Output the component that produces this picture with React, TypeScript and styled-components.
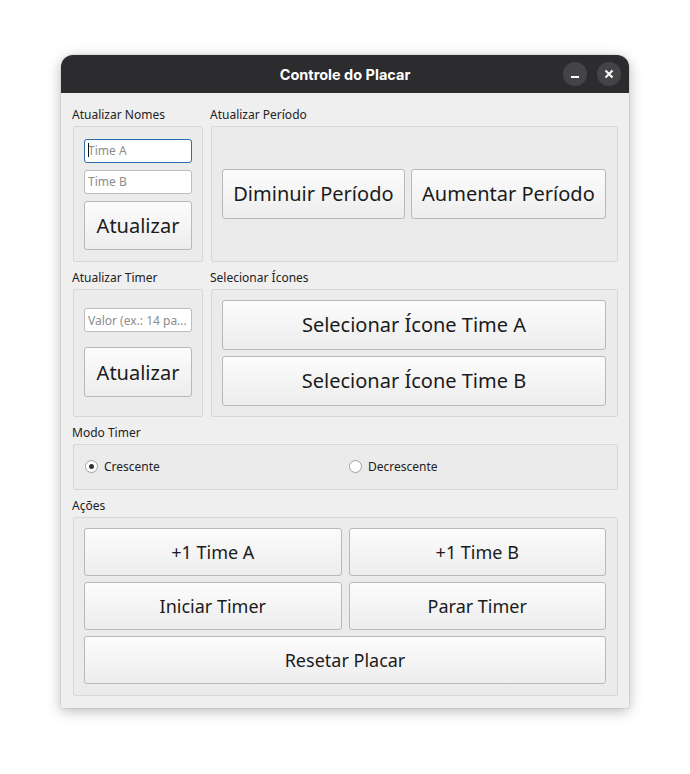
import styled, { createGlobalStyle } from "styled-components";

const GlobalStyle = createGlobalStyle`
  body {
    margin: 0;
    background: #ffffff;
    font-family: "Noto Sans", "DejaVu Sans", sans-serif;
  }
`;

const Page = styled.div`
  padding: 55px 0 0 61px;
  height: 774px;
  box-sizing: border-box;
`;

const Window = styled.div`
  width: 568px;
  background: #efefef;
  border-radius: 12px 12px 2px 2px;
  box-shadow: 0 3px 14px rgba(0, 0, 0, 0.28), 0 0 0 1px rgba(0, 0, 0, 0.06);
  overflow: hidden;
`;

const TitleBar = styled.div`
  height: 38px;
  background: #2c2c2e;
  display: flex;
  align-items: center;
  justify-content: center;
  position: relative;
`;

const Title = styled.span`
  color: #ffffff;
  font-family: Inter, "Noto Sans", sans-serif;
  font-weight: 700;
  font-size: 14.5px;
`;

const TitleControls = styled.div`
  position: absolute;
  right: 8px;
  top: 7px;
  display: flex;
  gap: 10px;
`;

const CircleButton = styled.div`
  width: 24px;
  height: 24px;
  border-radius: 50%;
  background: #444446;
  display: flex;
  align-items: center;
  justify-content: center;
`;

const Content = styled.div`
  padding: 14px 11px 12px 12px;
  display: flex;
  flex-direction: column;
  gap: 8px;
`;

const Row = styled.div`
  display: grid;
  grid-template-columns: 130px 407px;
  column-gap: 8px;
`;

const Section = styled.div`
  display: flex;
  flex-direction: column;
  gap: 3px;
`;

const Label = styled.div`
  font-size: 12px;
  line-height: 16px;
  color: #222222;
  margin-left: -1px;
`;

const Group = styled.div<{ $pad?: string; $height?: number }>`
  flex: 1 0 auto;
  background: #ebebeb;
  border: 1px solid #d7d7d7;
  border-radius: 2px;
  padding: ${(p) => p.$pad || "10px"};
  ${(p) => (p.$height ? `height: ${p.$height}px;` : "")}
  box-sizing: border-box;
`;

const Stack = styled.div<{ $gap: number; $center?: boolean }>`
  display: flex;
  flex-direction: column;
  gap: ${(p) => p.$gap}px;
  height: 100%;
  justify-content: ${(p) => (p.$center ? "center" : "flex-start")};
`;

const HStack = styled.div`
  display: flex;
  gap: 6px;
  align-items: center;
  height: 100%;
`;

const InputWrap = styled.div`
  position: relative;
`;

const Input = styled.input<{ $focused?: boolean }>`
  width: 100%;
  height: 24px;
  box-sizing: border-box;
  border: 1px solid ${(p) => (p.$focused ? "#2c6aa8" : "#bdbdbd")};
  border-radius: 3px;
  background: #ffffff;
  padding: 0 3px;
  font-family: "Noto Sans", sans-serif;
  font-size: 12px;
  color: #222;
  outline: none;
  &::placeholder {
    color: #8d8d8d;
  }
`;

const Caret = styled.span`
  position: absolute;
  left: 4px;
  top: 5px;
  width: 1px;
  height: 14px;
  background: #111;
`;

const Button = styled.button<{ $size?: number; $height?: number; $grow?: boolean }>`
  height: ${(p) => p.$height || 50}px;
  ${(p) => (p.$grow ? "flex: 1 1 auto;" : "")}
  padding: 0 10px;
  border: 1px solid #b9b9b9;
  border-radius: 3px;
  background: linear-gradient(#fcfcfc, #ededed);
  font-family: "Noto Sans", sans-serif;
  font-size: ${(p) => p.$size || 20}px;
  color: #1b1b1b;
  white-space: nowrap;
  cursor: pointer;
`;

const Grid2 = styled.div`
  display: grid;
  grid-template-columns: 1fr 1fr;
  gap: 6px 7px;
`;

const Wide = styled.div`
  grid-column: 1 / span 2;
  display: flex;
  flex-direction: column;
`;

const RadioRow = styled.div`
  display: grid;
  grid-template-columns: 1fr 1fr;
  column-gap: 6px;
  align-items: center;
  height: 100%;
`;

const RadioLabel = styled.label`
  display: flex;
  align-items: center;
  gap: 6px;
  font-size: 12px;
  color: #222;
`;

const RadioCircle = styled.span<{ $checked?: boolean }>`
  width: 13px;
  height: 13px;
  box-sizing: border-box;
  border-radius: 50%;
  border: 1px solid #a0a0a0;
  background: #ffffff;
  display: flex;
  align-items: center;
  justify-content: center;
  &::after {
    content: "";
    width: 5px;
    height: 5px;
    border-radius: 50%;
    background: ${(p) => (p.$checked ? "#333" : "transparent")};
  }
`;

export default function App() {
  return (
    <Page>
      <GlobalStyle />
      <Window>
        <TitleBar>
          <Title>Controle do Placar</Title>
          <TitleControls>
            <CircleButton>
              <svg width="10" height="10" viewBox="0 0 10 10">
                <rect x="1" y="7" width="8" height="2" fill="#fff" />
              </svg>
            </CircleButton>
            <CircleButton>
              <svg width="10" height="10" viewBox="0 0 10 10">
                <path d="M1.5 1.5 L8.5 8.5 M8.5 1.5 L1.5 8.5" stroke="#fff" strokeWidth="2" />
              </svg>
            </CircleButton>
          </TitleControls>
        </TitleBar>
        <Content>
          <Row>
            <Section>
              <Label>Atualizar Nomes</Label>
              <Group $pad="11px 10px 11px 10px">
                <Stack $gap={7}>
                  <InputWrap>
                    <Input $focused placeholder="Time A" />
                    <Caret />
                  </InputWrap>
                  <Input placeholder="Time B" />
                  <Button $height={49}>Atualizar</Button>
                </Stack>
              </Group>
            </Section>
            <Section>
              <Label>Atualizar Período</Label>
              <Group $pad="0 11px 0 10px">
                <HStack>
                  <Button $grow>Diminuir Período</Button>
                  <Button $grow>Aumentar Período</Button>
                </HStack>
              </Group>
            </Section>
          </Row>
          <Row>
            <Section>
              <Label>Atualizar Timer</Label>
              <Group $pad="0 10px">
                <Stack $gap={15} $center>
                  <Input placeholder="Valor (ex.: 14 pa..." />
                  <Button>Atualizar</Button>
                </Stack>
              </Group>
            </Section>
            <Section>
              <Label>Selecionar Ícones</Label>
              <Group $pad="10px 11px 10px 10px">
                <Stack $gap={6}>
                  <Button>Selecionar Ícone Time A</Button>
                  <Button>Selecionar Ícone Time B</Button>
                </Stack>
              </Group>
            </Section>
          </Row>
          <Section>
            <Label>Modo Timer</Label>
            <Group $pad="0 10px 0 11px" $height={46}>
              <RadioRow>
                <RadioLabel>
                  <RadioCircle $checked />
                  Crescente
                </RadioLabel>
                <RadioLabel>
                  <RadioCircle />
                  Decrescente
                </RadioLabel>
              </RadioRow>
            </Group>
          </Section>
          <Section>
            <Label>Ações</Label>
            <Group $pad="10px 11px 11px 10px">
              <Grid2>
                <Button $size={18} $height={48}>+1 Time A</Button>
                <Button $size={18} $height={48}>+1 Time B</Button>
                <Button $size={18} $height={48}>Iniciar Timer</Button>
                <Button $size={18} $height={48}>Parar Timer</Button>
                <Wide>
                  <Button $size={18} $height={48}>Resetar Placar</Button>
                </Wide>
              </Grid2>
            </Group>
          </Section>
        </Content>
      </Window>
    </Page>
  );
}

┄┄┄┄┄┄

### [Exercise task]
Reproduce all of the material above word for word. Omit the pictures.

### [The answer]
Output the component that produces this picture with React, TypeScript and styled-components.
import styled, { createGlobalStyle } from "styled-components";

const GlobalStyle = createGlobalStyle`
  body {
    margin: 0;
    background: #ffffff;
    font-family: "Noto Sans", "DejaVu Sans", sans-serif;
  }
`;

const Page = styled.div`
  padding: 55px 0 0 61px;
  height: 774px;
  box-sizing: border-box;
`;

const Window = styled.div`
  width: 568px;
  background: #efefef;
  border-radius: 12px 12px 2px 2px;
  box-shadow: 0 3px 14px rgba(0, 0, 0, 0.28), 0 0 0 1px rgba(0, 0, 0, 0.06);
  overflow: hidden;
`;

const TitleBar = styled.div`
  height: 38px;
  background: #2c2c2e;
  display: flex;
  align-items: center;
  justify-content: center;
  position: relative;
`;

const Title = styled.span`
  color: #ffffff;
  font-family: Inter, "Noto Sans", sans-serif;
  font-weight: 700;
  font-size: 14.5px;
`;

const TitleControls = styled.div`
  position: absolute;
  right: 8px;
  top: 7px;
  display: flex;
  gap: 10px;
`;

const CircleButton = styled.div`
  width: 24px;
  height: 24px;
  border-radius: 50%;
  background: #444446;
  display: flex;
  align-items: center;
  justify-content: center;
`;

const Content = styled.div`
  padding: 14px 11px 12px 12px;
  display: flex;
  flex-direction: column;
  gap: 8px;
`;

const Row = styled.div`
  display: grid;
  grid-template-columns: 130px 407px;
  column-gap: 8px;
`;

const Section = styled.div`
  display: flex;
  flex-direction: column;
  gap: 3px;
`;

const Label = styled.div`
  font-size: 12px;
  line-height: 16px;
  color: #222222;
  margin-left: -1px;
`;

const Group = styled.div<{ $pad?: string; $height?: number }>`
  flex: 1 0 auto;
  background: #ebebeb;
  border: 1px solid #d7d7d7;
  border-radius: 2px;
  padding: ${(p) => p.$pad || "10px"};
  ${(p) => (p.$height ? `height: ${p.$height}px;` : "")}
  box-sizing: border-box;
`;

const Stack = styled.div<{ $gap: number; $center?: boolean }>`
  display: flex;
  flex-direction: column;
  gap: ${(p) => p.$gap}px;
  height: 100%;
  justify-content: ${(p) => (p.$center ? "center" : "flex-start")};
`;

const HStack = styled.div`
  display: flex;
  gap: 6px;
  align-items: center;
  height: 100%;
`;

const InputWrap = styled.div`
  position: relative;
`;

const Input = styled.input<{ $focused?: boolean }>`
  width: 100%;
  height: 24px;
  box-sizing: border-box;
  border: 1px solid ${(p) => (p.$focused ? "#2c6aa8" : "#bdbdbd")};
  border-radius: 3px;
  background: #ffffff;
  padding: 0 3px;
  font-family: "Noto Sans", sans-serif;
  font-size: 12px;
  color: #222;
  outline: none;
  &::placeholder {
    color: #8d8d8d;
  }
`;

const Caret = styled.span`
  position: absolute;
  left: 4px;
  top: 5px;
  width: 1px;
  height: 14px;
  background: #111;
`;

const Button = styled.button<{ $size?: number; $height?: number; $grow?: boolean }>`
  height: ${(p) => p.$height || 50}px;
  ${(p) => (p.$grow ? "flex: 1 1 auto;" : "")}
  padding: 0 10px;
  border: 1px solid #b9b9b9;
  border-radius: 3px;
  background: linear-gradient(#fcfcfc, #ededed);
  font-family: "Noto Sans", sans-serif;
  font-size: ${(p) => p.$size || 20}px;
  color: #1b1b1b;
  white-space: nowrap;
  cursor: pointer;
`;

const Grid2 = styled.div`
  display: grid;
  grid-template-columns: 1fr 1fr;
  gap: 6px 7px;
`;

const Wide = styled.div`
  grid-column: 1 / span 2;
  display: flex;
  flex-direction: column;
`;

const RadioRow = styled.div`
  display: grid;
  grid-template-columns: 1fr 1fr;
  column-gap: 6px;
  align-items: center;
  height: 100%;
`;

const RadioLabel = styled.label`
  display: flex;
  align-items: center;
  gap: 6px;
  font-size: 12px;
  color: #222;
`;

const RadioCircle = styled.span<{ $checked?: boolean }>`
  width: 13px;
  height: 13px;
  box-sizing: border-box;
  border-radius: 50%;
  border: 1px solid #a0a0a0;
  background: #ffffff;
  display: flex;
  align-items: center;
  justify-content: center;
  &::after {
    content: "";
    width: 5px;
    height: 5px;
    border-radius: 50%;
    background: ${(p) => (p.$checked ? "#333" : "transparent")};
  }
`;

export default function App() {
  return (
    <Page>
      <GlobalStyle />
      <Window>
        <TitleBar>
          <Title>Controle do Placar</Title>
          <TitleControls>
            <CircleButton>
              <svg width="10" height="10" viewBox="0 0 10 10">
                <rect x="1" y="7" width="8" height="2" fill="#fff" />
              </svg>
            </CircleButton>
            <CircleButton>
              <svg width="10" height="10" viewBox="0 0 10 10">
                <path d="M1.5 1.5 L8.5 8.5 M8.5 1.5 L1.5 8.5" stroke="#fff" strokeWidth="2" />
              </svg>
            </CircleButton>
          </TitleControls>
        </TitleBar>
        <Content>
          <Row>
            <Section>
              <Label>Atualizar Nomes</Label>
              <Group $pad="11px 10px 11px 10px">
                <Stack $gap={7}>
                  <InputWrap>
                    <Input $focused placeholder="Time A" />
                    <Caret />
                  </InputWrap>
                  <Input placeholder="Time B" />
                  <Button $height={49}>Atualizar</Button>
                </Stack>
              </Group>
            </Section>
            <Section>
              <Label>Atualizar Período</Label>
              <Group $pad="0 11px 0 10px">
                <HStack>
                  <Button $grow>Diminuir Período</Button>
                  <Button $grow>Aumentar Período</Button>
                </HStack>
              </Group>
            </Section>
          </Row>
          <Row>
            <Section>
              <Label>Atualizar Timer</Label>
              <Group $pad="0 10px">
                <Stack $gap={15} $center>
                  <Input placeholder="Valor (ex.: 14 pa..." />
                  <Button>Atualizar</Button>
                </Stack>
              </Group>
            </Section>
            <Section>
              <Label>Selecionar Ícones</Label>
              <Group $pad="10px 11px 10px 10px">
                <Stack $gap={6}>
                  <Button>Selecionar Ícone Time A</Button>
                  <Button>Selecionar Ícone Time B</Button>
                </Stack>
              </Group>
            </Section>
          </Row>
          <Section>
            <Label>Modo Timer</Label>
            <Group $pad="0 10px 0 11px" $height={46}>
              <RadioRow>
                <RadioLabel>
                  <RadioCircle $checked />
                  Crescente
                </RadioLabel>
                <RadioLabel>
                  <RadioCircle />
                  Decrescente
                </RadioLabel>
              </RadioRow>
            </Group>
          </Section>
          <Section>
            <Label>Ações</Label>
            <Group $pad="10px 11px 11px 10px">
              <Grid2>
                <Button $size={18} $height={48}>+1 Time A</Button>
                <Button $size={18} $height={48}>+1 Time B</Button>
                <Button $size={18} $height={48}>Iniciar Timer</Button>
                <Button $size={18} $height={48}>Parar Timer</Button>
                <Wide>
                  <Button $size={18} $height={48}>Resetar Placar</Button>
                </Wide>
              </Grid2>
            </Group>
          </Section>
        </Content>
      </Window>
    </Page>
  );
}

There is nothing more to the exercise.